One thing I wanted to keep in mind is that this is about making a change and forming a new habit so it will require some shifting of priorities, some sacrificing things that weren’t serving me before and just taking up time in my day to day life. Goals that I felt I couldn’t accomplish every day, I wrote in the every week column.
Every goal is unique and maybe its hard to pinpoint exactly what you can do to work towards it but this is where you break it down into manageable pieces that you can do every week. Maybe you want to buy a car or a house. Well I think its safe to say, this can’t be done well in a weeks time. But there are so many little tasks that can be done each week that can lead you, by the end of the year, to accomplishing your goal. This could include everything from researching to driving around to look at cars or areas to talking with people who have already been through it for advice to making lists of wants and needs, etc. Adding up all these little things make the big thing come true. And you took the time to “practice” each week to reach your goal.
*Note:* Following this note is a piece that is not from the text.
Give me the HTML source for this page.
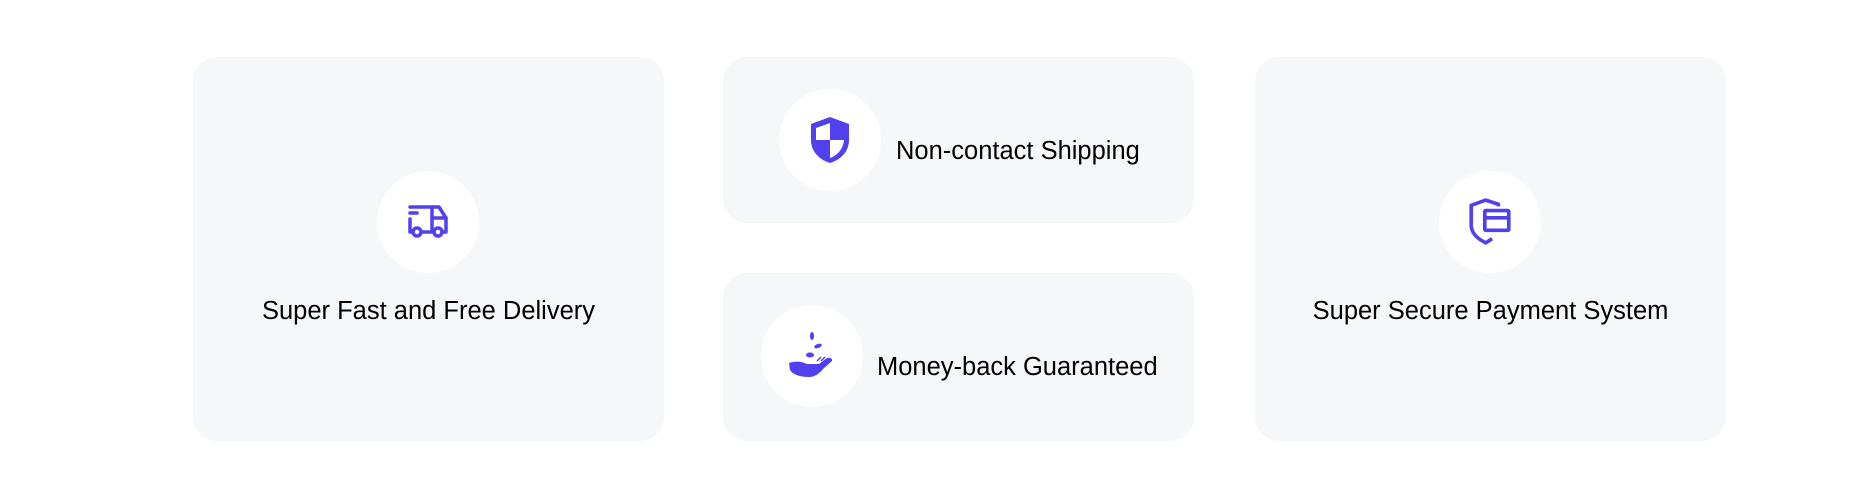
<!DOCTYPE html>
<html><head><style>
body{margin:0;width:1865px;height:504px;background:#fff;position:relative;font-family:"Liberation Sans",sans-serif;overflow:hidden}
.card{position:absolute;background:#f6f7f9;border-radius:24px}
.circ{position:absolute;width:102px;height:102px;border-radius:50%;background:#fff;display:flex;align-items:center;justify-content:center}
.t{position:absolute;font-size:25.5px;color:#000;white-space:nowrap;line-height:1}
.c{text-align:center;width:471px}
</style></head><body>
<div class="card" style="left:193px;top:57px;width:471px;height:384px"></div>
<div class="card" style="left:723px;top:57px;width:471px;height:166px"></div>
<div class="card" style="left:723px;top:273px;width:471px;height:168px"></div>
<div class="card" style="left:1255px;top:57px;width:471px;height:384px"></div>

<div class="circ" style="left:377px;top:171px">
<svg width="44" height="36" viewBox="0 0 44 36" fill="none" stroke="#5140ee" stroke-width="3.5" stroke-linecap="round" stroke-linejoin="round">
<path d="M4 3H26V28H16"/><path d="M26 3H33L40 14V28H36"/><path d="M26 14H40"/><path d="M4 9H11"/><path d="M4 15V28H7"/>
<circle cx="11" cy="28" r="4"/><circle cx="32" cy="28" r="4"/></svg></div>
<div class="t c" style="left:193px;top:299px">Super Fast and Free Delivery</div>

<div class="circ" style="left:779px;top:89px">
<svg width="40" height="48" viewBox="0 0 40 48"><path d="M20 1L39 8V24C39 36 30 44 20 47C10 44 1 36 1 24V8Z" fill="#5140ee"/><path d="M6 12L20 7V24H6Z" fill="#fff"/><path d="M20 24H34C33 33 28 39 20 42Z" fill="#fff"/></svg></div>
<div class="t" style="left:896px;top:139px">Non-contact Shipping</div>

<div class="circ" style="left:761px;top:305px">
<svg width="50" height="50" viewBox="0 0 50 50" fill="#5140ee"><ellipse cx="25" cy="5" rx="2" ry="4"/><ellipse cx="31" cy="15" rx="4" ry="2" transform="rotate(-20 31 15)"/><ellipse cx="23" cy="24" rx="4" ry="2.5"/>
<path d="M2 32C8 30 14 30 20 33L32 33L40 27C43 26 46 28 45 30L36 38C33 42 28 46 22 46C14 46 6 44 3 39Z"/><path d="M30 30L34 26M34 30L38 26" stroke="#5140ee" stroke-width="1.5"/></svg></div>
<div class="t" style="left:877px;top:355px">Money-back Guaranteed</div>

<div class="circ" style="left:1439px;top:171px">
<svg width="46" height="48" viewBox="0 0 44 46" fill="none" stroke="#5140ee" stroke-width="3.5" stroke-linejoin="round"><path d="M30 8V6L18 2L4 7V26C4 34 10 39 18 43L24 39"/><rect x="17" y="12" width="23" height="19" rx="1"/><path d="M17 19H40"/></svg></div>
<div class="t c" style="left:1255px;top:299px">Super Secure Payment System</div>
</body></html>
To me, this made my goals much more simple and easy to grasp and last throughout the year. I think what stands out to me as the most important aspect of this is choosing goals you really care about. If they are things you don’t really want, or they are things other people want for you, or they are things you think you need to do because that is how you picture life is supposed to go, well you might hit that sputter, sputter, stop, before the end of the year is up. So, what turned into a long piece is actually pretty simple…
Balance what you love and practice every day (or every week).